● TASK TO CARRY OUT:
Identify all lines of the data containing the string "index" and copy them.

● INFORMATION PROVIDED:
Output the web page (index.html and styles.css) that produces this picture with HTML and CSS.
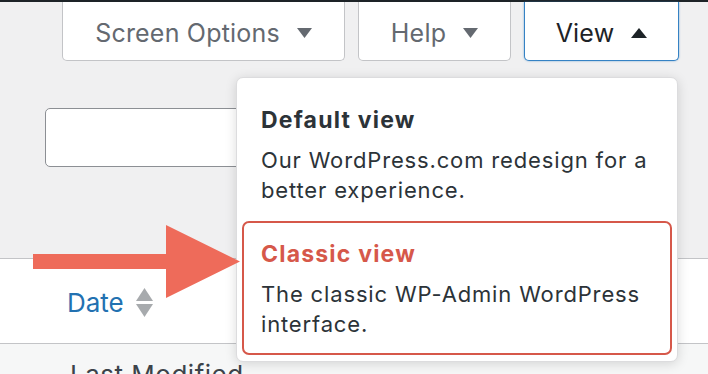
FILE: index.html
```html
<!DOCTYPE html>
<html lang="en">
<head>
<meta charset="utf-8">
<title>View switcher</title>
<link rel="stylesheet" href="styles.css">
</head>
<body>
<div class="topbar"></div>
<div class="screen-meta">
  <button class="meta-btn btn-screen">Screen Options
    <svg class="caret" width="15" height="10" viewBox="0 0 15 10"><polygon points="0,0 15,0 7.5,10"/></svg>
  </button>
  <button class="meta-btn btn-help">Help
    <svg class="caret" width="15" height="10" viewBox="0 0 15 10"><polygon points="0,0 15,0 7.5,10"/></svg>
  </button>
  <button class="meta-btn btn-view is-open">View
    <svg class="caret" width="16" height="10" viewBox="0 0 16 10"><polygon points="0,10 16,10 8,0"/></svg>
  </button>
</div>

<div class="content">
  <div class="search-box"></div>
  <div class="list-table">
    <div class="head-row">
      <a class="sort-link" href="#">Date
        <span class="sort-icons">
          <svg width="17" height="13" viewBox="0 0 17 13"><polygon points="0,13 17,13 8.5,0"/></svg>
          <svg width="17" height="13" viewBox="0 0 17 13"><polygon points="0,0 17,0 8.5,13"/></svg>
        </span>
      </a>
    </div>
    <div class="body-row">Last Modified</div>
  </div>
</div>

<div class="view-menu">
  <div class="view-item">
    <div class="view-title">Default view</div>
    <div class="view-desc">Our WordPress.com redesign for a better experience.</div>
  </div>
  <div class="view-item is-selected">
    <div class="view-title">Classic view</div>
    <div class="view-desc">The classic WP-Admin WordPress interface.</div>
  </div>
</div>

<svg class="callout-arrow" width="207" height="73" viewBox="0 0 207 73">
  <polygon points="0,29 133,29 133,0 207,36.5 133,73 133,44 0,44"/>
</svg>
</body>
</html>
```

FILE: styles.css
```css
* { box-sizing: border-box; }
html, body { margin: 0; padding: 0; }
body {
  width: 708px;
  height: 374px;
  overflow: hidden;
  background: #f0f0f1;
  font-family: Inter, "Noto Sans", "Liberation Sans", sans-serif;
  color: #1d2327;
  position: relative;
}
.topbar {
  height: 2px;
  background: #1d2327;
}
.screen-meta {
  display: flex;
  justify-content: flex-end;
  gap: 13px;
  padding-right: 29px;
}
.meta-btn {
  height: 59px;
  display: flex;
  align-items: center;
  justify-content: center;
  gap: 17px;
  background: #fff;
  border: 1px solid #c3c4c7;
  border-top: none;
  border-radius: 0 0 5px 5px;
  font-family: inherit;
  font-size: 25px;
  letter-spacing: 0.2px;
  color: #646970;
  padding: 4px 0 0;
  margin: 0;
}
.meta-btn .caret { fill: #646970; }
.btn-screen { width: 283px; }
.btn-help { width: 153px; }
.btn-view { width: 155px; }
.btn-view.is-open {
  color: #1d2327;
  border-color: #3582c4;
  box-shadow: 0 0 2px 0 rgba(53,130,196,.7);
}
.btn-view .caret { fill: #1d2327; }

.content {
  padding-top: 47px;
}
.search-box {
  margin-left: 45px;
  width: 240px;
  height: 59px;
  background: #fff;
  border: 1px solid #8c8f94;
  border-radius: 5px;
}
.list-table {
  margin-top: 91px;
  border-top: 1px solid #c3c4c7;
}
.head-row {
  height: 85px;
  background: #fff;
  border-bottom: 1px solid #c3c4c7;
  padding: 28px 0 0 67px;
}
.sort-link {
  display: inline-flex;
  align-items: center;
  gap: 12px;
  font-size: 26px;
  color: #2271b1;
  text-decoration: none;
}
.sort-icons {
  display: flex;
  flex-direction: column;
  gap: 3px;
  fill: #a7aaad;
}
.sort-icons svg { display: block; }
.body-row {
  background: #f6f7f7;
  height: 30px;
  overflow: hidden;
  padding: 15px 0 0 70px;
  font-size: 26px;
  line-height: 32px;
  letter-spacing: 0.5px;
  color: #3c434a;
}

.view-menu {
  position: absolute;
  left: 236px;
  top: 77px;
  width: 442px;
  height: 285px;
  background: #fff;
  border: 1px solid #dcdcde;
  border-radius: 7px;
  padding: 0 5px;
  box-shadow: 0 2px 12px rgba(0,0,0,.14);
}
.view-item {
  padding: 28px 19px 0;
}
.view-item.is-selected {
  margin-top: 16px;
  border: 2px solid #d6584a;
  border-radius: 7px;
  padding: 17px 17px 14px;
}
.view-title {
  font-size: 23px;
  line-height: 28px;
  font-weight: 700;
  letter-spacing: 1.2px;
  color: #2c3338;
}
.is-selected .view-title { color: #d6584a; }
.view-desc {
  margin-top: 11px;
  font-size: 22px;
  line-height: 30px;
  letter-spacing: 0.85px;
  color: #2c3338;
}
.callout-arrow {
  position: absolute;
  left: 33px;
  top: 225px;
  fill: #ee6b5a;
}
```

● COMPLETE RESPONSE:
Output the web page (index.html and styles.css) that produces this picture with HTML and CSS.
FILE: index.html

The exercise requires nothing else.